-- START OF INFORMATION GIVEN --

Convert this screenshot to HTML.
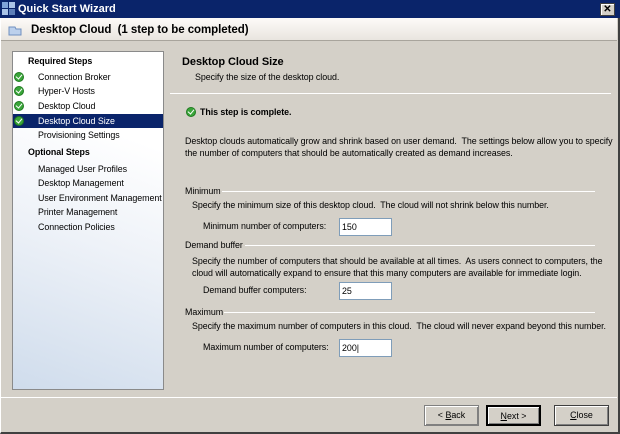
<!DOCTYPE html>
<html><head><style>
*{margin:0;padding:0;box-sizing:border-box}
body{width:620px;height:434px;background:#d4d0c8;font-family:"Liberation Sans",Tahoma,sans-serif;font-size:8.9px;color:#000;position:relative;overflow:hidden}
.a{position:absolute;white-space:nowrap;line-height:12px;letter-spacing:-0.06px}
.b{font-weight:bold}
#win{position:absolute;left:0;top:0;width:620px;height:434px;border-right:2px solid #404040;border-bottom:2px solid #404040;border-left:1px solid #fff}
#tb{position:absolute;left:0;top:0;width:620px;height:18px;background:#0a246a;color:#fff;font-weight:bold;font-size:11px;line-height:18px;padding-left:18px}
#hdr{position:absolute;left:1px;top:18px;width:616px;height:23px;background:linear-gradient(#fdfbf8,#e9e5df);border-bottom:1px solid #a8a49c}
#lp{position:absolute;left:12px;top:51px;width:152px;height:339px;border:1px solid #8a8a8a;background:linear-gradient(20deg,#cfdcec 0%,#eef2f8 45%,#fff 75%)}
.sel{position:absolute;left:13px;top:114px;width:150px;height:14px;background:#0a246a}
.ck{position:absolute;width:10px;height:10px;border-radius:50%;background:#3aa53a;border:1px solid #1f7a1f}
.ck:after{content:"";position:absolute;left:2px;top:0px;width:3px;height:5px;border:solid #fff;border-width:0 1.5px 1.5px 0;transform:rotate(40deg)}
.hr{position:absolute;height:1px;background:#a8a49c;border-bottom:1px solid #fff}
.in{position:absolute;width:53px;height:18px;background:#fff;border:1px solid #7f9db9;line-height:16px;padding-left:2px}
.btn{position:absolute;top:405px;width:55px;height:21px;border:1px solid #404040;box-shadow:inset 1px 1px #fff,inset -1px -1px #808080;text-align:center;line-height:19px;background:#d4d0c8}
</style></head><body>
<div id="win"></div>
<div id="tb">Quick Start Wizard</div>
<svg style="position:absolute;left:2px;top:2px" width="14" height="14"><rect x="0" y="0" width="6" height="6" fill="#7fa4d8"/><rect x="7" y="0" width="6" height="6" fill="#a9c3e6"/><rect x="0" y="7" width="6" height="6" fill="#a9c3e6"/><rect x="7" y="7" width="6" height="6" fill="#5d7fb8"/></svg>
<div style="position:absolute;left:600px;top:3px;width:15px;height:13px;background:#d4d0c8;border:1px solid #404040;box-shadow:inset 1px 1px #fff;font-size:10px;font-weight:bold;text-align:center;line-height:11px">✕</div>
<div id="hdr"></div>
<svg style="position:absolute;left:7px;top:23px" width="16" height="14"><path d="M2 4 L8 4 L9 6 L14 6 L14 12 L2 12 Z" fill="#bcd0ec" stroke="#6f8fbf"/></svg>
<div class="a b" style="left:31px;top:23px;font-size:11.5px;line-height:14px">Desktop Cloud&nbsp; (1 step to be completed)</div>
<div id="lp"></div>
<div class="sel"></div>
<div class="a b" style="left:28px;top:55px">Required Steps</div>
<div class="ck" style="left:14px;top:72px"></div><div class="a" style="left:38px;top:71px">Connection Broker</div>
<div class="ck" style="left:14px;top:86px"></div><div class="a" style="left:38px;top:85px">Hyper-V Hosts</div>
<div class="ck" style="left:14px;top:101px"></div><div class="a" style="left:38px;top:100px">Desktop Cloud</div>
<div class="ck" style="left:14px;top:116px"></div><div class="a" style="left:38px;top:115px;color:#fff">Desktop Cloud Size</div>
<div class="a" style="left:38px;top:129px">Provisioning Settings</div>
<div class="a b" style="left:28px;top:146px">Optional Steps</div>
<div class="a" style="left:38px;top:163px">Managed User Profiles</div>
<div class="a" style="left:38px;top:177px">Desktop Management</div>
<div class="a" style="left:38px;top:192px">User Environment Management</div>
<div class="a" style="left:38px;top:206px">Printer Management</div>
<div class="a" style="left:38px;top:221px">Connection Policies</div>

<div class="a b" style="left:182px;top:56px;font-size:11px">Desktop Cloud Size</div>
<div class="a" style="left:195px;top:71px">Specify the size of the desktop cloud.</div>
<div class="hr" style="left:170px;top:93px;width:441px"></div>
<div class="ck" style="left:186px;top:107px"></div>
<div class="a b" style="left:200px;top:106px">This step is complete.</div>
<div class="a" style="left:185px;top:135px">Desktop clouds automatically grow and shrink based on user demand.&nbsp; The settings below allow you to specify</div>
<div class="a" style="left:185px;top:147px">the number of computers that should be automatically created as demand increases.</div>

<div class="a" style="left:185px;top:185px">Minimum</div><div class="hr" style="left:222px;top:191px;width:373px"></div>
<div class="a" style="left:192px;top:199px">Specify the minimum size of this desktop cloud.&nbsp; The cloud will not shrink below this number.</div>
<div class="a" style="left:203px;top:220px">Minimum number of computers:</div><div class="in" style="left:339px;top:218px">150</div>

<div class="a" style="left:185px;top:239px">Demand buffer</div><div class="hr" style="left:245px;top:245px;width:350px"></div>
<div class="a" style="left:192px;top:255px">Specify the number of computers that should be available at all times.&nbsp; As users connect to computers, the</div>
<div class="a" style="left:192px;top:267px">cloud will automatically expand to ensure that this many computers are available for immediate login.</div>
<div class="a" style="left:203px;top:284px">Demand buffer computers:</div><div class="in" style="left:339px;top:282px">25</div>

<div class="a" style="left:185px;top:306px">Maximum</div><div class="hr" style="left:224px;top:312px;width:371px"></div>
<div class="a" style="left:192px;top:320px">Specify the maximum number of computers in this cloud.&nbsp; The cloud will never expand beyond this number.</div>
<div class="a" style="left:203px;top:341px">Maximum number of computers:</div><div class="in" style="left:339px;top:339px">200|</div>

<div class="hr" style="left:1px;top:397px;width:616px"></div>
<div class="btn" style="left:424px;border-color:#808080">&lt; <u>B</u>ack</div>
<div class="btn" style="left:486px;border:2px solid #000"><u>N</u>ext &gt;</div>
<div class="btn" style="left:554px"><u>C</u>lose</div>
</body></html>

-- END OF INFORMATION GIVEN --
-- START OF INFORMATION GIVEN --

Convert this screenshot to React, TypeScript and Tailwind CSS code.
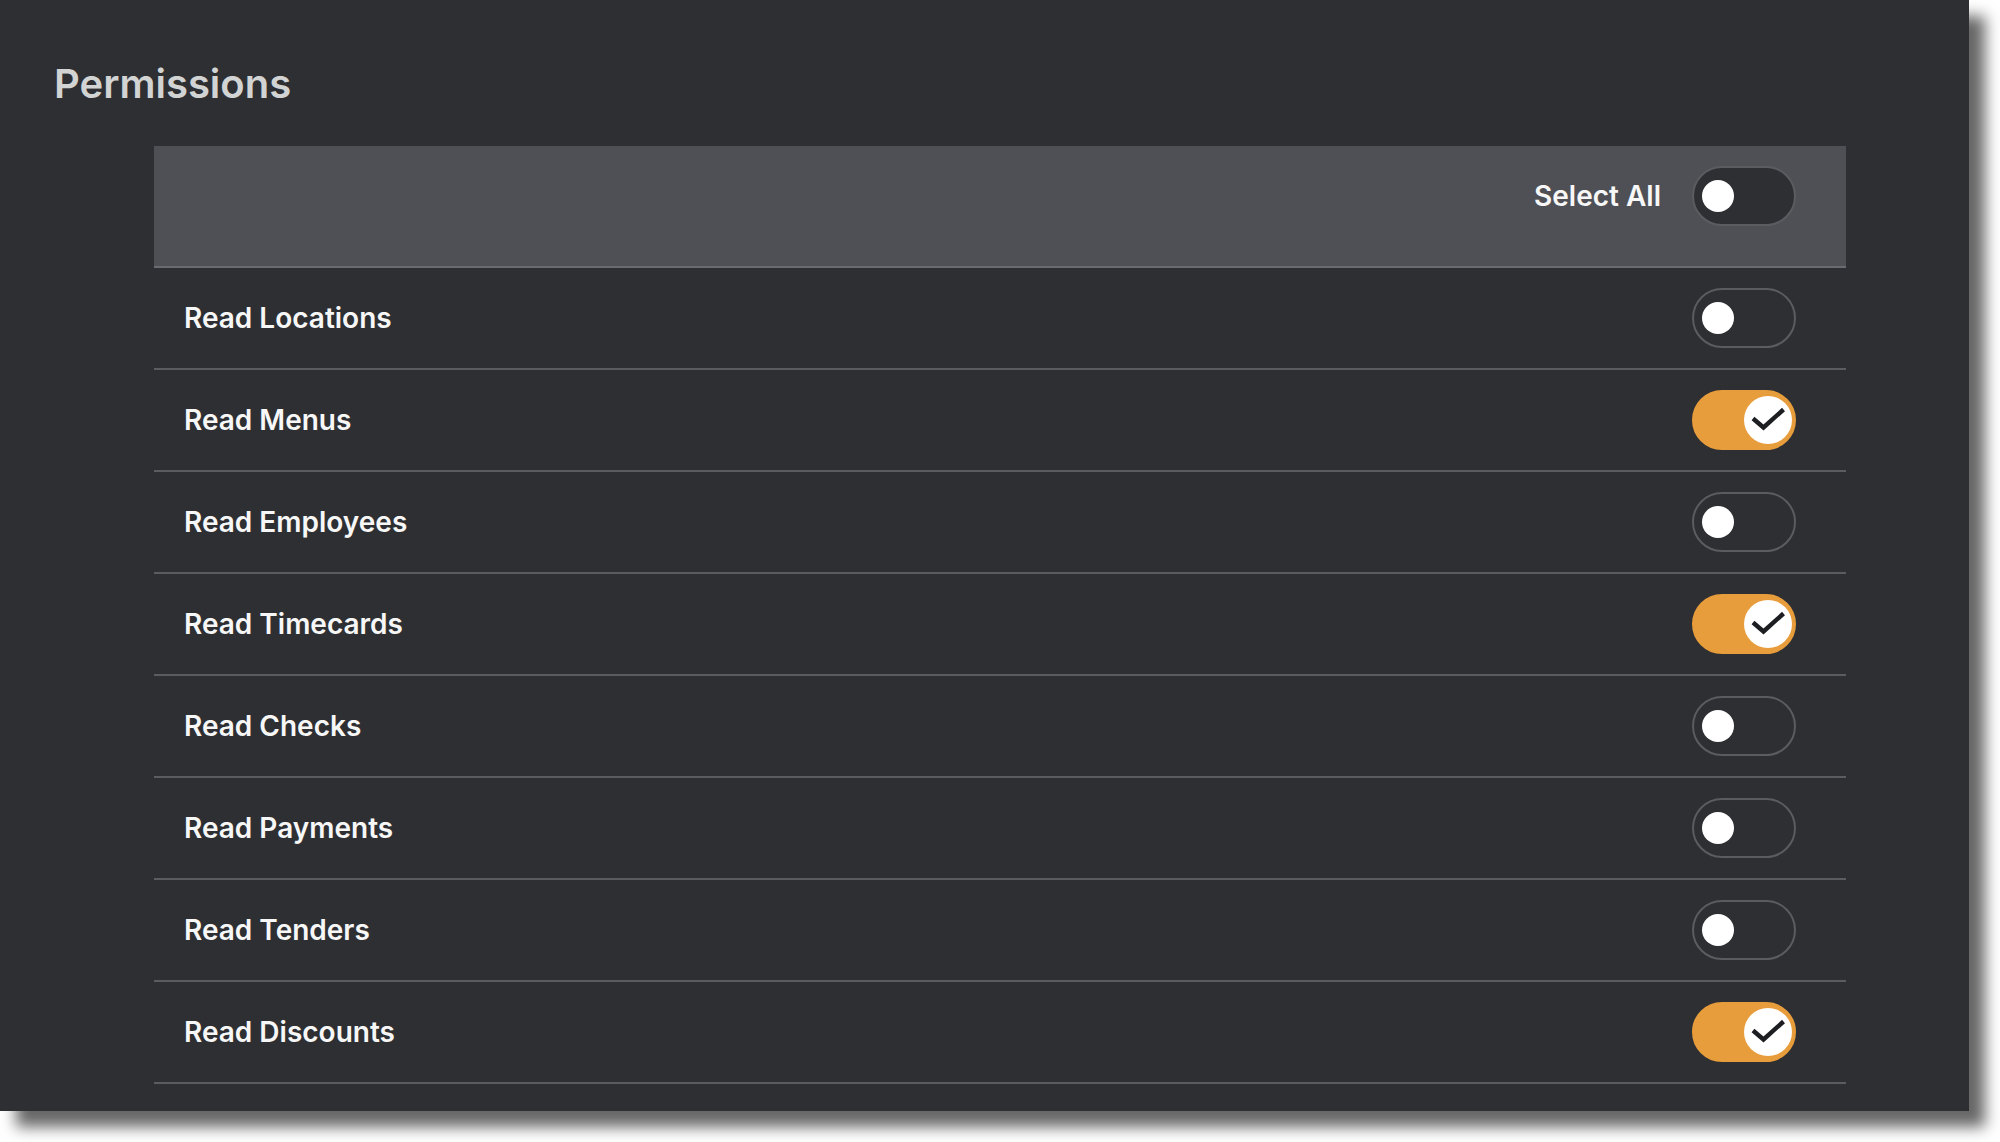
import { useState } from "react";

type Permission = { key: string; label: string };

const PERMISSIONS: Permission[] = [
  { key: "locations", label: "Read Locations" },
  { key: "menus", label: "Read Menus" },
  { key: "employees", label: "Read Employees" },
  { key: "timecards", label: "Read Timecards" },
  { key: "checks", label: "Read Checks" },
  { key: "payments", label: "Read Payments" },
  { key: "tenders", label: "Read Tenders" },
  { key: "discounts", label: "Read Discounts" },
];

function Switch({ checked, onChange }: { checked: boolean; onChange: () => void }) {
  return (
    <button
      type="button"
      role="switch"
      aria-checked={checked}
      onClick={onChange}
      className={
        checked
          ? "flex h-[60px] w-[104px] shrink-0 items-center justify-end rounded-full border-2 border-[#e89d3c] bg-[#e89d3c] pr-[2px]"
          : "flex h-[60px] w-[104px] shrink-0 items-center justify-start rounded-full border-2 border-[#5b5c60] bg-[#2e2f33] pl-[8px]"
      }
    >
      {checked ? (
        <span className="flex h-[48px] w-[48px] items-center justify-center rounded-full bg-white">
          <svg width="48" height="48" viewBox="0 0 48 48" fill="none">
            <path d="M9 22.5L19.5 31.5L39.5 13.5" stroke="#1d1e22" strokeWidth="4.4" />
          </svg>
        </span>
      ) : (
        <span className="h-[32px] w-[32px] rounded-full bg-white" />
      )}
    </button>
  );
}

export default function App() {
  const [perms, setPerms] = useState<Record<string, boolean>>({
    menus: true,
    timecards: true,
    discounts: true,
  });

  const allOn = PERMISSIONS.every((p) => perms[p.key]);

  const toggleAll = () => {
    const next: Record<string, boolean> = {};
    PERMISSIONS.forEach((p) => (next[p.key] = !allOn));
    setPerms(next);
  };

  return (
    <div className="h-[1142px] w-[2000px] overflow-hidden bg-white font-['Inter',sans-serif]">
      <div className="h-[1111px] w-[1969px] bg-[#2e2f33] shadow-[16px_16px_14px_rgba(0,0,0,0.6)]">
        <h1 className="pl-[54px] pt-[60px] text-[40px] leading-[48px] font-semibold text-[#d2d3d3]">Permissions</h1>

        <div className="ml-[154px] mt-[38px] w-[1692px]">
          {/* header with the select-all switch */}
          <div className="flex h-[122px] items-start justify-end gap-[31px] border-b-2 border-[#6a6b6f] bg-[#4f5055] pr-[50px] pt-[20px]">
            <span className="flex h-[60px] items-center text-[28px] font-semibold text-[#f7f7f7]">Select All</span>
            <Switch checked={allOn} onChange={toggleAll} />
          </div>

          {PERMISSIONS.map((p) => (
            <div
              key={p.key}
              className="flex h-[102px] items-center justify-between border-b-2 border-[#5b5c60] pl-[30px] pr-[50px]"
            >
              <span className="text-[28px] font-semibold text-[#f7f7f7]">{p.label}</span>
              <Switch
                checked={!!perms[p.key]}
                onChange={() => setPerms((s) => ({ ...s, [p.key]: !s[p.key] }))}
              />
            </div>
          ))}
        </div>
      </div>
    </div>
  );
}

-- END OF INFORMATION GIVEN --

Above are the records. Copy only the lines from the one with "Convert this screenshot to React, TypeScript" through the one with "string; label: string", exactly, with no pictures.

EXPECTED ANSWER:
Convert this screenshot to React, TypeScript and Tailwind CSS code.
import { useState } from "react";

type Permission = { key: string; label: string };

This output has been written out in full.